# Proof f(x)>g(x) in an interval

1. Dec 20, 2016

### Dank2

1. The problem statement, all variables and given/known data
let fx, gx be continuous in [a,b] and differentiable in (a,b). at the end of the interval f(a) >= g(a).

and f'(x) >g'(x) for a<x<b.

proof f(x) > g(x) for a<x<=b

Attempt:
There is a statement says that if the f'x = g'x for x in [a,b] , then there exists k such that f'x - g'x = k for any x in [a,b]

but f'(x) = g'(x) + t(x), where t(x) isn't have to be a line. and i cannot use the statement

2. Dec 20, 2016

### BvU

Shouldn't that be a < sign ?

3. Dec 20, 2016

### Dank2

nope.

4. Dec 20, 2016

### BvU

Might be hard to prove, then:
a=0, b =2, f(x) = x, g(x) = 1 satisifies all criteria, yet f < g on half the interval.

 Ah, the end of the interval is at the beginning.
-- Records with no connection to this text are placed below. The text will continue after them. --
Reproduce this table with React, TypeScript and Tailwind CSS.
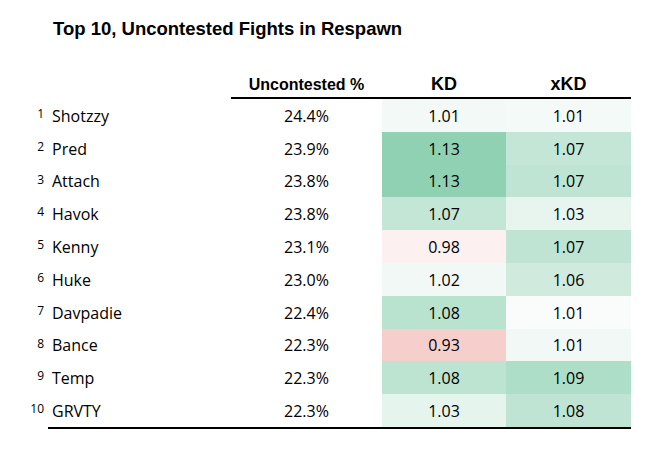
const rows = [
  { rank: 1, name: 'Shotzzy', pct: '24.4%', kd: '1.01', kdBg: 'bg-[#f3f9f6]', xkd: '1.01', xkdBg: 'bg-[#f4faf7]' },
  { rank: 2, name: 'Pred', pct: '23.9%', kd: '1.13', kdBg: 'bg-[#90d1b3]', xkd: '1.07', xkdBg: 'bg-[#c4e6d6]' },
  { rank: 3, name: 'Attach', pct: '23.8%', kd: '1.13', kdBg: 'bg-[#90d1b3]', xkd: '1.07', xkdBg: 'bg-[#bfe4d3]' },
  { rank: 4, name: 'Havok', pct: '23.8%', kd: '1.07', kdBg: 'bg-[#c4e6d6]', xkd: '1.03', xkdBg: 'bg-[#e8f5ef]' },
  { rank: 5, name: 'Kenny', pct: '23.1%', kd: '0.98', kdBg: 'bg-[#fcf1f0]', xkd: '1.07', xkdBg: 'bg-[#bfe4d3]' },
  { rank: 6, name: 'Huke', pct: '23.0%', kd: '1.02', kdBg: 'bg-[#f2f8f5]', xkd: '1.06', xkdBg: 'bg-[#d0ebde]' },
  { rank: 7, name: 'Davpadie', pct: '22.4%', kd: '1.08', kdBg: 'bg-[#b9e2cf]', xkd: '1.01', xkdBg: 'bg-[#f9fcfb]' },
  { rank: 8, name: 'Bance', pct: '22.3%', kd: '0.93', kdBg: 'bg-[#f6cfcc]', xkd: '1.01', xkdBg: 'bg-[#f2f8f5]' },
  { rank: 9, name: 'Temp', pct: '22.3%', kd: '1.08', kdBg: 'bg-[#bde3d1]', xkd: '1.09', xkdBg: 'bg-[#addec7]' },
  { rank: 10, name: 'GRVTY', pct: '22.3%', kd: '1.03', kdBg: 'bg-[#e6f4ee]', xkd: '1.08', xkdBg: 'bg-[#c0e4d3]' },
]

export default function App() {
  return (
    <div className="w-[665px] h-[452px] bg-white text-black overflow-hidden">
      <h1 className="h-[39px] pl-[53px] pt-[20px] text-[18.5px] leading-[18.5px] font-bold font-['Liberation_Sans',Arial,sans-serif]">
        Top 10, Uncontested Fights in Respawn
      </h1>

      <div className="ml-[48px] w-[583px] grid grid-cols-[183px_151px_124px_125px] h-[60px] font-['Liberation_Sans',Arial,sans-serif] font-bold">
        <div />
        <div className="flex items-end justify-center border-b-2 border-black pb-[4.5px] text-[16px] leading-none">
          Uncontested %
        </div>
        <div className="flex items-end justify-center border-b-2 border-black pb-[4px] text-[18px] leading-none">
          KD
        </div>
        <div className="flex items-end justify-center border-b-2 border-black pb-[4px] text-[18px] leading-none">
          xKD
        </div>
      </div>

      <div className="font-['Open_Sans',sans-serif]">
        {rows.map((r) => (
          <div key={r.rank} className="flex h-[32.8px]">
            <span className="w-[48px] pr-[4px] pt-[9px] text-right text-[12px] leading-none">{r.rank}</span>
            <div className="w-[583px] grid grid-cols-[183px_151px_124px_125px] text-[16px]">
              <div className="flex items-center pl-[4px] pt-[1px]">{r.name}</div>
              <div className="flex items-center justify-center pt-[1px]">{r.pct}</div>
              <div className={`flex items-center justify-center pt-[1px] ${r.kdBg}`}>{r.kd}</div>
              <div className={`flex items-center justify-center pt-[1px] ${r.xkdBg}`}>{r.xkd}</div>
            </div>
          </div>
        ))}
        <div className="ml-[48px] w-[583px] h-[2px] bg-black" />
      </div>
    </div>
  )
}
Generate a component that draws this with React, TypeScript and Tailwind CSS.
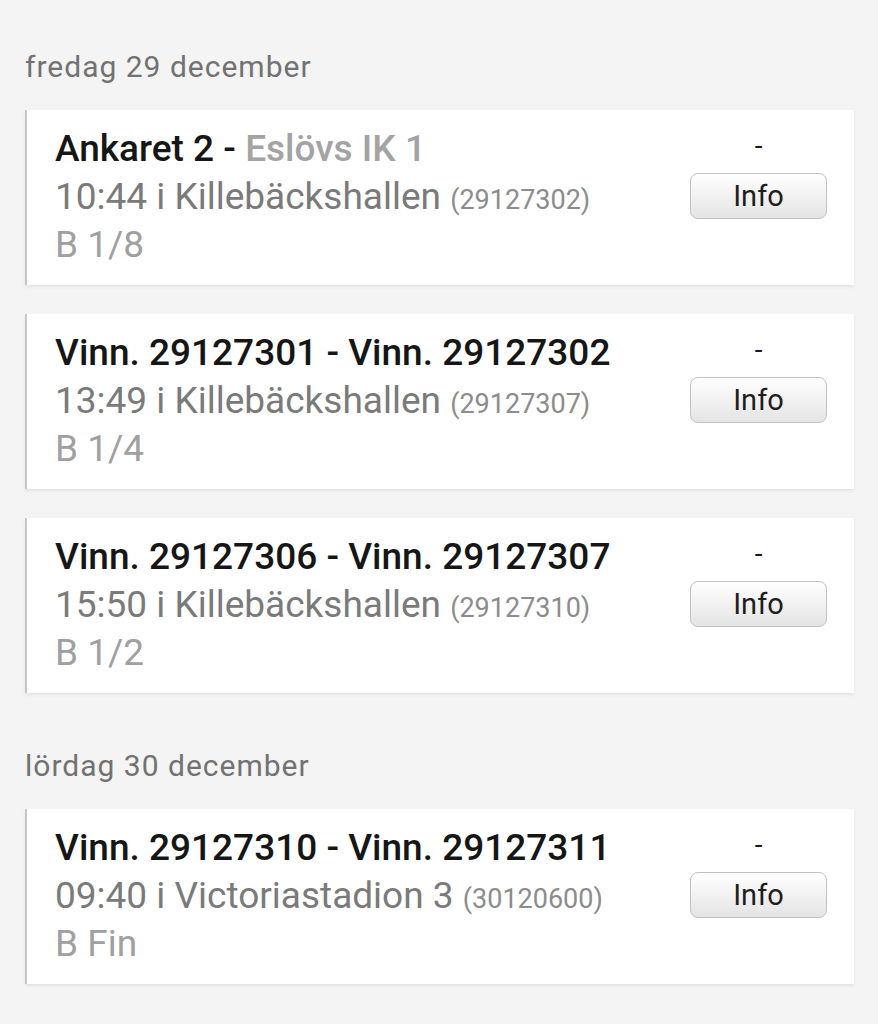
type Match = {
  home: string;
  away: string;
  awayMuted?: boolean;
  time: string;
  venue: string;
  id: string;
  round: string;
};

type Day = {
  label: string;
  matches: Match[];
};

const days: Day[] = [
  {
    label: "fredag 29 december",
    matches: [
      {
        home: "Ankaret 2",
        away: "Eslövs IK 1",
        awayMuted: true,
        time: "10:44",
        venue: "Killebäckshallen",
        id: "29127302",
        round: "B 1/8",
      },
      {
        home: "Vinn. 29127301",
        away: "Vinn. 29127302",
        time: "13:49",
        venue: "Killebäckshallen",
        id: "29127307",
        round: "B 1/4",
      },
      {
        home: "Vinn. 29127306",
        away: "Vinn. 29127307",
        time: "15:50",
        venue: "Killebäckshallen",
        id: "29127310",
        round: "B 1/2",
      },
    ],
  },
  {
    label: "lördag 30 december",
    matches: [
      {
        home: "Vinn. 29127310",
        away: "Vinn. 29127311",
        time: "09:40",
        venue: "Victoriastadion 3",
        id: "30120600",
        round: "B Fin",
      },
    ],
  },
];

function MatchCard({ home, away, awayMuted, time, venue, id, round }: Match) {
  return (
    <div className="flex items-start justify-between bg-white border-l-2 border-[#c6c6c6] shadow-[0_2px_3px_rgba(0,0,0,0.07)] pl-[28px] pr-[27px] pt-[15px] pb-4">
      <div className="flex flex-col text-[37px] whitespace-nowrap">
        <div className="h-12 leading-[48px] font-medium text-[#161616]">
          {home} -{" "}
          <span className={awayMuted ? "text-[#a3a3a3]" : ""}>{away}</span>
        </div>
        <div className="h-12 leading-[48px] text-[#7a7a7a]">
          {time} i {venue}{" "}
          <span className="text-[27px] leading-none text-[#8c8c8c]">({id})</span>
        </div>
        <div className="h-12 leading-[48px] text-[#a0a0a0]">{round}</div>
      </div>
      <div className="flex flex-col items-center w-[137px]">
        <span className="text-[28px] leading-[42px] text-[#1a1a1a]">-</span>
        <button className="mt-[6px] h-[46px] w-[137px] rounded-[8px] border-[1.5px] border-[#c2c2c2] bg-gradient-to-b from-white to-[#e4e4e4] text-[29px] text-[#1e1e1e] leading-none">
          Info
        </button>
      </div>
    </div>
  );
}

export default function App() {
  return (
    <div
      className="min-h-screen bg-[#f4f4f4] pl-[25px] pr-[24px] pt-[47px] pb-10"
      style={{ fontFamily: "Roboto, 'Noto Sans', Arial, sans-serif" }}
    >
      <div className="flex flex-col gap-[53px]">
        {days.map((day) => (
          <section key={day.label}>
            <h2 className="h-10 text-[30px] tracking-[1px] leading-10 text-[#727272] mb-[23px]">
              {day.label}
            </h2>
            <div className="flex flex-col gap-[29px]">
              {day.matches.map((m) => (
                <MatchCard key={m.id} {...m} />
              ))}
            </div>
          </section>
        ))}
      </div>
    </div>
  );
}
My bad

5. Dec 20, 2016

### Dank2

but f(a) is not equal or or bigger thatn g(a).

6. Dec 20, 2016

### BvU

Yeeah, I get it. Was wrongfooted by the 'end' term.

With f' - g' > 0 and the definition of derivative you should be able to go through the interval without f-g diminishing from its starting value f(a)-g(a).

7. Dec 20, 2016

### Dank2

f'(x) - g'(x) = lim(f(x+h) -f(x) -g(x+h) -g(x))/h > 0

like that? how can i take out f(x) - g(x)

8. Dec 20, 2016

### BvU

Ergo there is a h> 0 such that f(a+h)-g(a+h) > f(a)-g(h)

9. Dec 20, 2016

### Dank2

wait but we need x no?, a is the start of the interval

10. Dec 20, 2016

### BvU

So a+h is the new 'beginning' for the next step. Crux is if we can prove this can be continued all through the a,b interval in a finite number of steps.

11. Dec 20, 2016

### Dank2

but why doesn't the limit and the h at the denominator making problems here?
what i've got is
lim (f(x+h) - g(x+h))/h > lim (f(x) + g(x))/h

12. Dec 20, 2016

### Dank2

ok i think i got it, the limit doesn't change it much

13. Dec 20, 2016

### PeroK

I'm not sure looking at the definition of the derivative is the best way forward. In any case, it's best to introduce a new function, let's call it $k$ such that:

$k(x) = f(x) - g(x)$

What can you say about $k$? And what theorems do you know?

14. Dec 20, 2016

### Dank2

it is continuous and it is differentiable.
However there is a theorem i know regarding k(x) being constant, but i cannot assume it here.

15. Dec 20, 2016

### PeroK

Do you know the Mean Value Theorem?

16. Dec 20, 2016

### Dank2

yes

17. Dec 20, 2016

### PeroK

It might be useful here!

18. Dec 20, 2016

### Dank2

So;
(f(b) - f(a))/b-a > (g(b)-g(a))/b-a

and i can pick any b-a such that the diffrence is very small, so i can use x instead of it ?? so f(b) - f(a) = f(b)

19. Dec 20, 2016

### PeroK

You need to switch your attention to $k(x)$. Also, I suggest a proof by contradiction using the MVT.

20. Dec 20, 2016

### Dank2

ok K'(x) >0 for any x in the interval.